The embroidered designs were typically prominently displayed on the back, with additional motifs appearing on the chest and sleeves. The fusion of Eastern and Western elements reflected the garment's transcultural origins and was a deliberate form of self-orientalism, enacted as a marketing strategy in the context of Japan's difficult post-war economic recovery.

=== 1960s: The sukaman ===
During the 1960s, the sukajan became associated with Japanese working-class youth culture, particularly through the sukaman movement. The term "sukaman" emerged by combining "Yokosuka" (the city) and (マンボ, manbo), the latter being a slang term for Japanese delinquent teens (as mambo dancing was popular among them). The movement was initially composed of Japanese teens from Yokosuka who learned style tips from American soldiers and imitated their fashion choices. Yokosuka teens loved the sukajan, and were the ones to coin the term by combining "Yokosuka" and the Japanese pronunciation of "jumper" (ジャンパー, janpā).

While the popularity of sukajan was initially limited to the areas near the naval base, it skyrocketed after sukajan were donned by the main character of the 1961 Japanese film Pigs and Battleships, which follows the misadventures of a wanna-be yakuza around the naval base and its nearby red light district, which further increased their association with delinquency.

By 1967, sukajan spread to Tokyo and beyond thanks to the sukaman movement becoming more popular. They were often worn as an act of rebellion against the mainstream Ivy style favored by middle-class youth.

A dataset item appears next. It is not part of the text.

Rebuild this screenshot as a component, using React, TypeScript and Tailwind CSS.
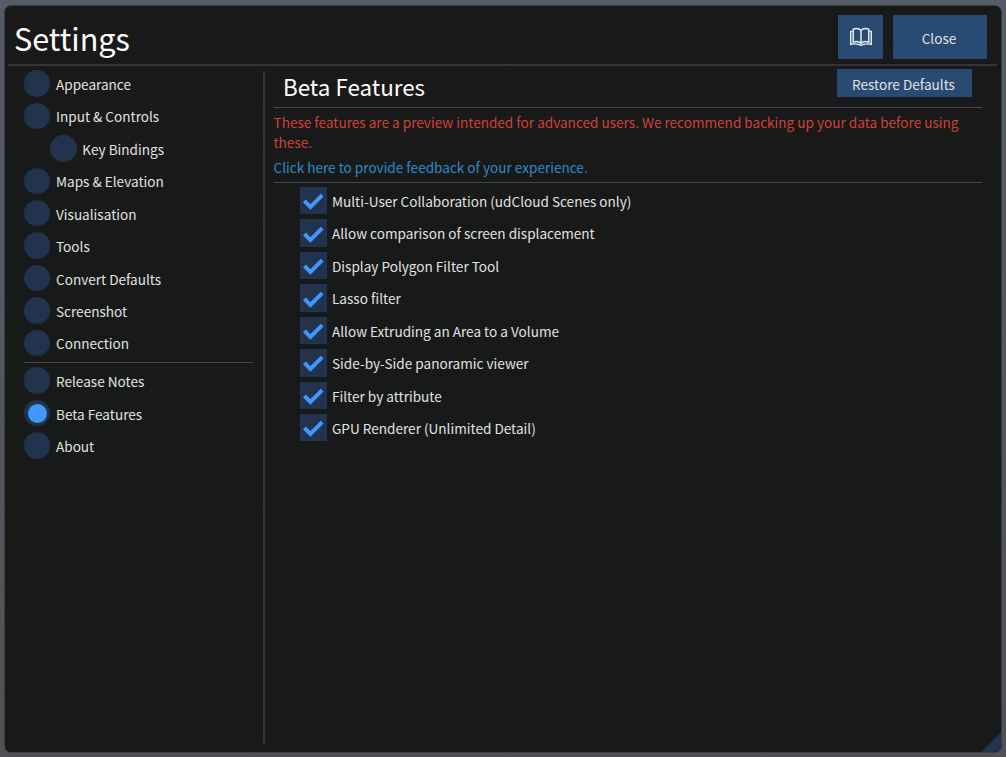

=== 1970s: Vietnam war ===
The sukajan tradition evolved through subsequent military conflicts in Asia, particularly during the Vietnam war. It was more common for those soldiers to commission embroidery directly on their military-issued clothing, and they featured more serious, vulgar, and somber designs, like battle maps, personal details of service, or mottos like "When I die I’ll go to heaven because I’ve served my time in hell". These garments are sometimes referred to as Vietjan (ベトジャン).

== Cultural impact ==
The sukajan has experienced several revivals in mainstream fashion, becoming a significant trend in global fashion in the 2010s, with both vintage pieces and new reproductions being sought after. To this day, traditional manufacturers like TOYO Enterprise continue to reproduce sukajan using historical designs and techniques, while many fashion brands have created their own interpretations.

Celebrities like Mick Jagger, Kanye West, Katy Perry, Wiz Khalifa, Kyary Pamyu Pamyu and Hideo Kojima (among others) have worn sukajan, contributing to their popularity.

In the film Drive (2011), Ryan Gosling wears an ivory quilted sukajan with a large golden scorpion on the back. The inspiration for the jacket came from one of Gosling's own sukajan, but the jacket featured in the movie was custom made, with 13 copies used throughout the movie. The ivory scorpion sukajan became iconic and, since the original was not commercially available, it led to numerous replicas and imitations.